*EXERCISE OBJECTIVE:* The listing below should be copied in full, word for word.
:::
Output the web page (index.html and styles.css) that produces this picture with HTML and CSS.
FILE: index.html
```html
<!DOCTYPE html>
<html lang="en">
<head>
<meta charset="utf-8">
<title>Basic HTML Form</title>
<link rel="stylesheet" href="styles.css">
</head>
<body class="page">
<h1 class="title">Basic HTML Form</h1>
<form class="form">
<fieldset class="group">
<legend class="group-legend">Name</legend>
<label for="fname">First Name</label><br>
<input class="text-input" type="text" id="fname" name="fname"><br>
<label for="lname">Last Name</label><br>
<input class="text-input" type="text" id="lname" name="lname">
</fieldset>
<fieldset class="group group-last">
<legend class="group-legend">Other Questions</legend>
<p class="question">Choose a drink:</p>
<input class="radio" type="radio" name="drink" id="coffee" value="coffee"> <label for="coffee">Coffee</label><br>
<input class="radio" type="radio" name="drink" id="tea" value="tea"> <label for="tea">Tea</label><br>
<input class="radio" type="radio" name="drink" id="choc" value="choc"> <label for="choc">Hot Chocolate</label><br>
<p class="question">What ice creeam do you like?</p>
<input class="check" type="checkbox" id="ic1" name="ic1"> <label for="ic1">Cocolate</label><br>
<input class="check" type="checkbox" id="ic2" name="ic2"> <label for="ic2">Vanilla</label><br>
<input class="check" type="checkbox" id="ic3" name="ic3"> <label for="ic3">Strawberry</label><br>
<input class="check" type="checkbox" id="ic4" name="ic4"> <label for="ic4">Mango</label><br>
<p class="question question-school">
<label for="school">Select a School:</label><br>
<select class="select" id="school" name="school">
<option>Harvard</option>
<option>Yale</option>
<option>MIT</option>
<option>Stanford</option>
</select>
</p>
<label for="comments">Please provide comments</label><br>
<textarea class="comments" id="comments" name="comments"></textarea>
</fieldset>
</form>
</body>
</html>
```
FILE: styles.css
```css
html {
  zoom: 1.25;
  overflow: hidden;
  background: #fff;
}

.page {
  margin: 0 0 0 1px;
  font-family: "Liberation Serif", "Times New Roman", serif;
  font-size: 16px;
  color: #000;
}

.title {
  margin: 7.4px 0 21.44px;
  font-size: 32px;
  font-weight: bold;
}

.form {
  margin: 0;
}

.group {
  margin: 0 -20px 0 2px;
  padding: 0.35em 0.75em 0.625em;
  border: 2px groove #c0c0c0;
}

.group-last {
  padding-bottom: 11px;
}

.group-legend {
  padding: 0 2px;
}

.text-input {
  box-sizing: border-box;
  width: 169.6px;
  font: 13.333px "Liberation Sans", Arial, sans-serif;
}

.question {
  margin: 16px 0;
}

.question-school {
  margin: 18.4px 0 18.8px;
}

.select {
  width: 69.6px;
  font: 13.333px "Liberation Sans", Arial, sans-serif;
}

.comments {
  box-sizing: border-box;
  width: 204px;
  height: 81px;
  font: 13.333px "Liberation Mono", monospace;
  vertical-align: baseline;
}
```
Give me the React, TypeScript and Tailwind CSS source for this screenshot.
:::
*ANSWER:*
Output the web page (index.html and styles.css) that produces this picture with HTML and CSS.
FILE: index.html
```html
<!DOCTYPE html>
<html lang="en">
<head>
<meta charset="utf-8">
<title>Basic HTML Form</title>
<link rel="stylesheet" href="styles.css">
</head>
<body class="page">
<h1 class="title">Basic HTML Form</h1>
<form class="form">
<fieldset class="group">
<legend class="group-legend">Name</legend>
<label for="fname">First Name</label><br>
<input class="text-input" type="text" id="fname" name="fname"><br>
<label for="lname">Last Name</label><br>
<input class="text-input" type="text" id="lname" name="lname">
</fieldset>
<fieldset class="group group-last">
<legend class="group-legend">Other Questions</legend>
<p class="question">Choose a drink:</p>
<input class="radio" type="radio" name="drink" id="coffee" value="coffee"> <label for="coffee">Coffee</label><br>
<input class="radio" type="radio" name="drink" id="tea" value="tea"> <label for="tea">Tea</label><br>
<input class="radio" type="radio" name="drink" id="choc" value="choc"> <label for="choc">Hot Chocolate</label><br>
<p class="question">What ice creeam do you like?</p>
<input class="check" type="checkbox" id="ic1" name="ic1"> <label for="ic1">Cocolate</label><br>
<input class="check" type="checkbox" id="ic2" name="ic2"> <label for="ic2">Vanilla</label><br>
<input class="check" type="checkbox" id="ic3" name="ic3"> <label for="ic3">Strawberry</label><br>
<input class="check" type="checkbox" id="ic4" name="ic4"> <label for="ic4">Mango</label><br>
<p class="question question-school">
<label for="school">Select a School:</label><br>
<select class="select" id="school" name="school">
<option>Harvard</option>
<option>Yale</option>
<option>MIT</option>
<option>Stanford</option>
</select>
</p>
<label for="comments">Please provide comments</label><br>
<textarea class="comments" id="comments" name="comments"></textarea>
</fieldset>
</form>
</body>
</html>
```
FILE: styles.css
```css
html {
  zoom: 1.25;
  overflow: hidden;
  background: #fff;
}

.page {
  margin: 0 0 0 1px;
  font-family: "Liberation Serif", "Times New Roman", serif;
  font-size: 16px;
  color: #000;
}

.title {
  margin: 7.4px 0 21.44px;
  font-size: 32px;
  font-weight: bold;
}

.form {
  margin: 0;
}

.group {
  margin: 0 -20px 0 2px;
  padding: 0.35em 0.75em 0.625em;
  border: 2px groove #c0c0c0;
}

.group-last {
  padding-bottom: 11px;
}

.group-legend {
  padding: 0 2px;
}

.text-input {
  box-sizing: border-box;
  width: 169.6px;
  font: 13.333px "Liberation Sans", Arial, sans-serif;
}

.question {
  margin: 16px 0;
}

.question-school {
  margin: 18.4px 0 18.8px;
}

.select {
  width: 69.6px;
  font: 13.333px "Liberation Sans", Arial, sans-serif;
}

.comments {
  box-sizing: border-box;
  width: 204px;
  height: 81px;
  font: 13.333px "Liberation Mono", monospace;
  vertical-align: baseline;
}
```
Give me the React, TypeScript and Tailwind CSS source for this screenshot.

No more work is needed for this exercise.